The architecture consists of two Raspberry Pi server nodes, independent of each oth­er, with one being a warm backup. There are two Raspberry Pi 4 worker nodes, each loaded with a Pi camera, and another Raspberry Pi 4 with an accelerometer and light sensor. Finally, there is a Jetson nano module (developed by NVIDIA), a $99 IOT AI processor mounted on the satellite and used to capture and process the image of Baby Yoda.

The two master nodes have an addition­al ethernet adapter attached to another switch and have connectivity to the Cygnus device and external network, allowing com­munication with the ground (Cygnus is the vehicle the team is hitching a ride on cour­tesy of Northrop Grumman). There are two independent K3s server nodes in place. This is critical should one server device fail in orbit—the team can quickly communicate with the server node, automatically failover, or run scripts to rebuild the cluster in a mat­ter of minutes. Since the clusters are logi­cally separated, all the K3s images and the application workloads are stored locally on each node—less overhead and one less point of failure.

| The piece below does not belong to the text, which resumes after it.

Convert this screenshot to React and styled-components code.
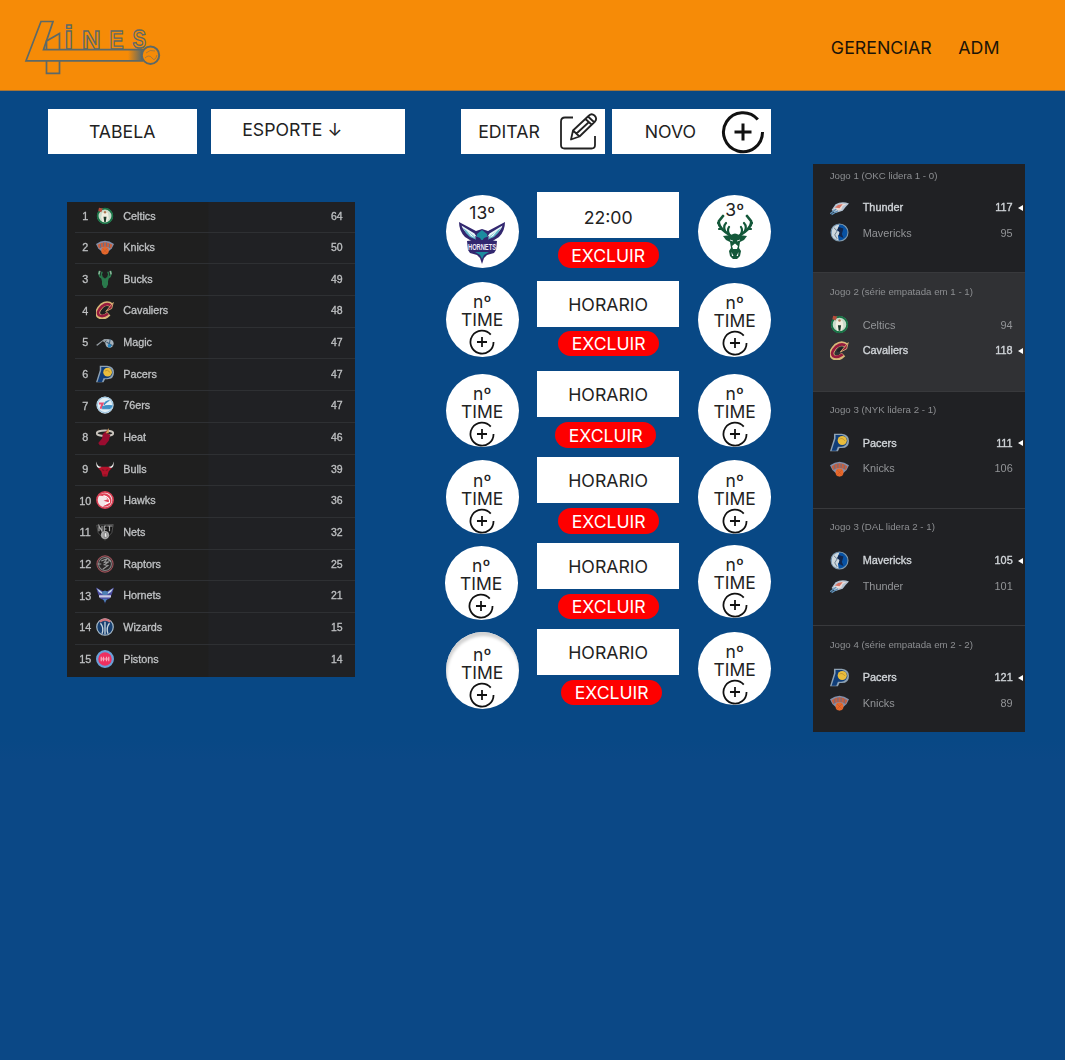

Importantly, this is about sending analysis rather than the raw image itself. Ultimate­ly, a human can still make decisions as to which photos to downlink. However, the focus here is to process decisions at the edge, sending analysis and results instead of the raw dataset.

The team is also conducting a temperature experiment to observe how the Jetson be­haves in a vacuum under a heavy compu­tational load. Why, though, would the team put a whole satellite in space to take a few pictures of Baby Yoda and conduct tem­perature measurements?

By proving these basic processes work, the team can highlight the use case for Kuber­netes in orbit. Industries of all kinds that rely on satellite communications and imaging want to create modern satellite fleets that can be used for longer and have less envi­ronmental impact.

By deploying novel compute technologies, like K3s on orbiting devices, their longevity and ongoing usability are assured. Working with K3s, Hypergiant, SUSE RGS and DOD PlatformONE are creating a commer­cial future for data processing in space.